▶ INPUT RECORDS
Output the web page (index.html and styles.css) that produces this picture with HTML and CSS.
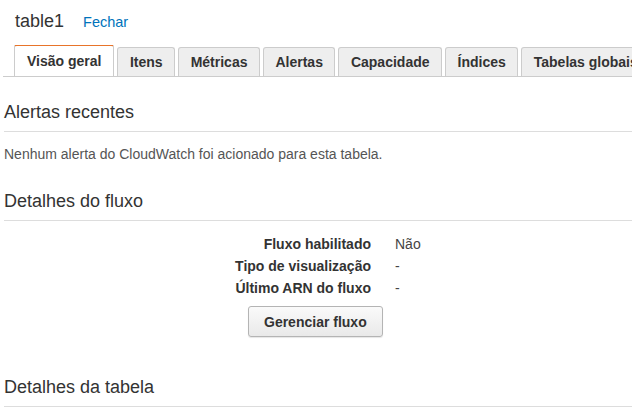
FILE: index.html
```html
<!DOCTYPE html>
<html lang="pt">
<head>
<meta charset="utf-8">
<link rel="stylesheet" href="styles.css">
</head>
<body>
<div class="header">
  <span class="title">table1</span>
  <a class="close" href="#">Fechar</a>
</div>
<div class="tabs">
  <div class="tab active">Visão geral</div>
  <div class="tab">Itens</div>
  <div class="tab">Métricas</div>
  <div class="tab">Alertas</div>
  <div class="tab">Capacidade</div>
  <div class="tab">Índices</div>
  <div class="tab">Tabelas globais</div>
</div>
<div class="content">
  <section class="section">
    <h2 class="heading">Alertas recentes</h2>
    <p class="note">Nenhum alerta do CloudWatch foi acionado para esta tabela.</p>
  </section>
  <section class="section">
    <h2 class="heading">Detalhes do fluxo</h2>
    <div class="kv">
      <div class="key">Fluxo habilitado</div><div class="val">Não</div>
      <div class="key">Tipo de visualização</div><div class="val">-</div>
      <div class="key">Último ARN do fluxo</div><div class="val">-</div>
    </div>
    <button class="btn">Gerenciar fluxo</button>
  </section>
  <section class="section last">
    <h2 class="heading">Detalhes da tabela</h2>
  </section>
</div>
</body>
</html>
```
FILE: styles.css
```css
html, body {
  margin: 0;
  padding: 0;
  background: #fff;
  overflow: hidden;
}
body {
  font-family: "Liberation Sans", Arial, sans-serif;
  color: #333;
  width: 632px;
  height: 407px;
}
.header {
  display: flex;
  align-items: baseline;
  gap: 19px;
  padding: 10px 0 0 15px;
  height: 35px;
  box-sizing: border-box;
}
.title {
  font-size: 18px;
  line-height: 22px;
  color: #333;
}
.close {
  font-size: 14.5px;
  color: #0073bb;
  text-decoration: none;
}
.tabs {
  display: flex;
  gap: 3px;
  margin: 10px 0 0 3px;
  padding-left: 11px;
  border-bottom: 1px solid #ccc;
  height: 32px;
  box-sizing: border-box;
  align-items: flex-end;
  white-space: nowrap;
  overflow: hidden;
}
.tab {
  flex: none;
  height: 29px;
  box-sizing: border-box;
  padding: 0 11.5px;
  border: 1px solid #ccc;
  border-bottom: none;
  border-radius: 3px 3px 0 0;
  background: #eee;
  font-size: 14px;
  font-weight: bold;
  line-height: 29px;
  color: #333;
}
.tab.active {
  height: 33px;
  padding: 0 12px;
  background: #fff;
  border-top: 2px solid #e8742a;
  line-height: 31px;
  margin-bottom: -1px;
}
.content {
  padding: 0 0 0 4px;
}
.heading {
  margin: 0;
  font-size: 18px;
  font-weight: normal;
  line-height: 20px;
  padding-bottom: 9px;
  border-bottom: 1px solid #ddd;
  color: #333;
}
.section:first-child .heading {
  margin-top: 25px;
}
.section + .section .heading {
  margin-top: 29px;
}
.section.last .heading {
  margin-top: 40px;
}
.note {
  margin: 14px 0 0;
  font-size: 14px;
  line-height: 16px;
  color: #555;
}
.kv {
  display: grid;
  grid-template-columns: 367px 1fr;
  column-gap: 24px;
  margin-top: 12px;
}
.key {
  text-align: right;
  font-size: 14px;
  font-weight: bold;
  line-height: 22px;
  color: #333;
}
.val {
  font-size: 14px;
  line-height: 22px;
  color: #444;
}
.btn {
  display: block;
  margin: 7px 0 0 244px;
  height: 31px;
  padding: 0 15px;
  font-family: inherit;
  font-size: 14px;
  font-weight: bold;
  color: #333;
  background: linear-gradient(#fafafa, #e9e9e9);
  border: 1px solid #b4b4b4;
  border-radius: 3px;
  box-shadow: 0 1px 1px rgba(0,0,0,0.1);
}
```
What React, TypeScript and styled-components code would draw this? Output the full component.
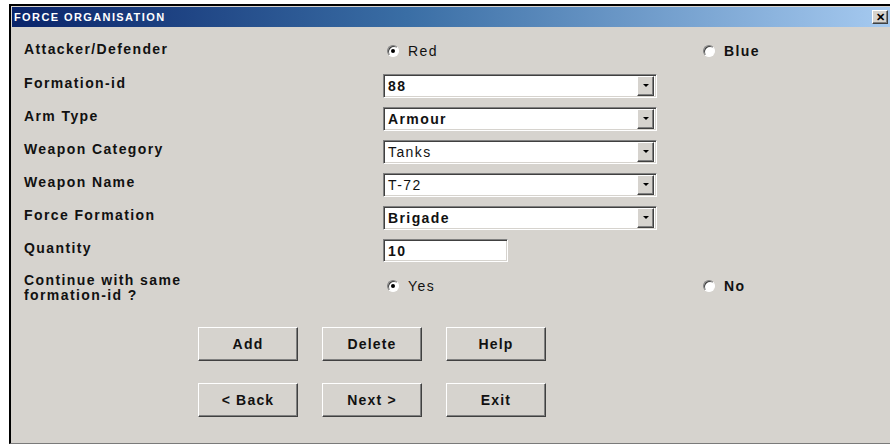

▶ INSTRUCTIONS TO FOLLOW
All records above are to be printed exactly, minus the pictures they contain.

▶ SOLUTION
Output the web page (index.html and styles.css) that produces this picture with HTML and CSS.
FILE: index.html
```html
<!DOCTYPE html>
<html lang="pt">
<head>
<meta charset="utf-8">
<link rel="stylesheet" href="styles.css">
</head>
<body>
<div class="header">
  <span class="title">table1</span>
  <a class="close" href="#">Fechar</a>
</div>
<div class="tabs">
  <div class="tab active">Visão geral</div>
  <div class="tab">Itens</div>
  <div class="tab">Métricas</div>
  <div class="tab">Alertas</div>
  <div class="tab">Capacidade</div>
  <div class="tab">Índices</div>
  <div class="tab">Tabelas globais</div>
</div>
<div class="content">
  <section class="section">
    <h2 class="heading">Alertas recentes</h2>
    <p class="note">Nenhum alerta do CloudWatch foi acionado para esta tabela.</p>
  </section>
  <section class="section">
    <h2 class="heading">Detalhes do fluxo</h2>
    <div class="kv">
      <div class="key">Fluxo habilitado</div><div class="val">Não</div>
      <div class="key">Tipo de visualização</div><div class="val">-</div>
      <div class="key">Último ARN do fluxo</div><div class="val">-</div>
    </div>
    <button class="btn">Gerenciar fluxo</button>
  </section>
  <section class="section last">
    <h2 class="heading">Detalhes da tabela</h2>
  </section>
</div>
</body>
</html>
```
FILE: styles.css
```css
html, body {
  margin: 0;
  padding: 0;
  background: #fff;
  overflow: hidden;
}
body {
  font-family: "Liberation Sans", Arial, sans-serif;
  color: #333;
  width: 632px;
  height: 407px;
}
.header {
  display: flex;
  align-items: baseline;
  gap: 19px;
  padding: 10px 0 0 15px;
  height: 35px;
  box-sizing: border-box;
}
.title {
  font-size: 18px;
  line-height: 22px;
  color: #333;
}
.close {
  font-size: 14.5px;
  color: #0073bb;
  text-decoration: none;
}
.tabs {
  display: flex;
  gap: 3px;
  margin: 10px 0 0 3px;
  padding-left: 11px;
  border-bottom: 1px solid #ccc;
  height: 32px;
  box-sizing: border-box;
  align-items: flex-end;
  white-space: nowrap;
  overflow: hidden;
}
.tab {
  flex: none;
  height: 29px;
  box-sizing: border-box;
  padding: 0 11.5px;
  border: 1px solid #ccc;
  border-bottom: none;
  border-radius: 3px 3px 0 0;
  background: #eee;
  font-size: 14px;
  font-weight: bold;
  line-height: 29px;
  color: #333;
}
.tab.active {
  height: 33px;
  padding: 0 12px;
  background: #fff;
  border-top: 2px solid #e8742a;
  line-height: 31px;
  margin-bottom: -1px;
}
.content {
  padding: 0 0 0 4px;
}
.heading {
  margin: 0;
  font-size: 18px;
  font-weight: normal;
  line-height: 20px;
  padding-bottom: 9px;
  border-bottom: 1px solid #ddd;
  color: #333;
}
.section:first-child .heading {
  margin-top: 25px;
}
.section + .section .heading {
  margin-top: 29px;
}
.section.last .heading {
  margin-top: 40px;
}
.note {
  margin: 14px 0 0;
  font-size: 14px;
  line-height: 16px;
  color: #555;
}
.kv {
  display: grid;
  grid-template-columns: 367px 1fr;
  column-gap: 24px;
  margin-top: 12px;
}
.key {
  text-align: right;
  font-size: 14px;
  font-weight: bold;
  line-height: 22px;
  color: #333;
}
.val {
  font-size: 14px;
  line-height: 22px;
  color: #444;
}
.btn {
  display: block;
  margin: 7px 0 0 244px;
  height: 31px;
  padding: 0 15px;
  font-family: inherit;
  font-size: 14px;
  font-weight: bold;
  color: #333;
  background: linear-gradient(#fafafa, #e9e9e9);
  border: 1px solid #b4b4b4;
  border-radius: 3px;
  box-shadow: 0 1px 1px rgba(0,0,0,0.1);
}
```
What React, TypeScript and styled-components code would draw this? Output the full component.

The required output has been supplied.